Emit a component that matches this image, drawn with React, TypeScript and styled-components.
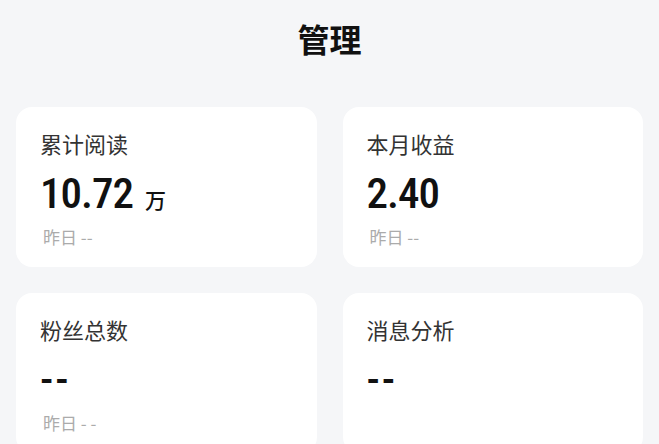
import * as React from "react";
import styled, { createGlobalStyle } from "styled-components";

const GlobalStyle = createGlobalStyle`
  html, body {
    margin: 0;
    padding: 0;
    background: #f5f6f8;
    font-family: "Noto Sans CJK SC", "Noto Sans", sans-serif;
    overflow: hidden;
  }
`;

const PageStyled = styled.div`
  width: 659px;
  height: 444px;
  background: #f5f6f8;
  overflow: hidden;
`;

const HeaderStyled = styled.div`
  display: flex;
  justify-content: center;
  align-items: center;
  height: 76px;
  margin-bottom: 31px;
  font-size: 32px;
  font-weight: 700;
  color: #111;
`;

const GridStyled = styled.div`
  display: grid;
  grid-template-columns: 1fr 1fr;
  gap: 26px;
  padding: 0 16px;
`;

const CardStyled = styled.div`
  display: flex;
  flex-direction: column;
  height: 160px;
  padding: 22px 24px 0;
  box-sizing: border-box;
  background: #fff;
  border-radius: 16px;
`;

const TitleStyled = styled.div`
  font-size: 22px;
  line-height: 29px;
  color: #333;
`;

const ValueRowStyled = styled.div`
  display: flex;
  align-items: baseline;
  margin-top: 12px;
  height: 46px;
`;

const NumberStyled = styled.span<{ $dash?: boolean }>`
  font-family: "Roboto Condensed", "Liberation Sans Narrow", "Roboto", sans-serif;
  font-weight: 500;
  font-size: 43px;
  line-height: 46px;
  letter-spacing: ${p => (p.$dash ? "2px" : "-1px")};
  color: #111;
`;

const UnitStyled = styled.span`
  margin-left: 12px;
  font-size: 21px;
  font-weight: 500;
  color: #111;
`;

const SubStyled = styled.div`
  margin-top: 10px;
  padding-left: 3px;
  font-size: 17px;
  line-height: 22px;
  color: #ababab;
`;

interface IStatCardProps {
  title: string;
  value: string;
  unit?: string;
  sub?: string;
}

const StatCard: React.FC<IStatCardProps> = ({ title, value, unit, sub }) => {
  return (
    <CardStyled>
      <TitleStyled>{title}</TitleStyled>
      <ValueRowStyled>
        <NumberStyled $dash={value === "--"}>{value}</NumberStyled>
        {unit ? <UnitStyled>{unit}</UnitStyled> : null}
      </ValueRowStyled>
      {sub ? <SubStyled>{sub}</SubStyled> : null}
    </CardStyled>
  );
};

const stats: IStatCardProps[] = [
  { title: "累计阅读", value: "10.72", unit: "万", sub: "昨日 --" },
  { title: "本月收益", value: "2.40", sub: "昨日 --" },
  { title: "粉丝总数", value: "--", sub: "昨日 - -" },
  { title: "消息分析", value: "--" }
];

export default function App() {
  return (
    <PageStyled>
      <GlobalStyle />
      <HeaderStyled>管理</HeaderStyled>
      <GridStyled>
        {stats.map(s => (
          <StatCard key={s.title} {...s} />
        ))}
      </GridStyled>
    </PageStyled>
  );
}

• **Work to complete**:
Return every line above that contains the word "React".

• **Written solution**:
Emit a component that matches this image, drawn with React, TypeScript and styled-components.
import * as React from "react";
const StatCard: React.FC<IStatCardProps> = ({ title, value, unit, sub }) => {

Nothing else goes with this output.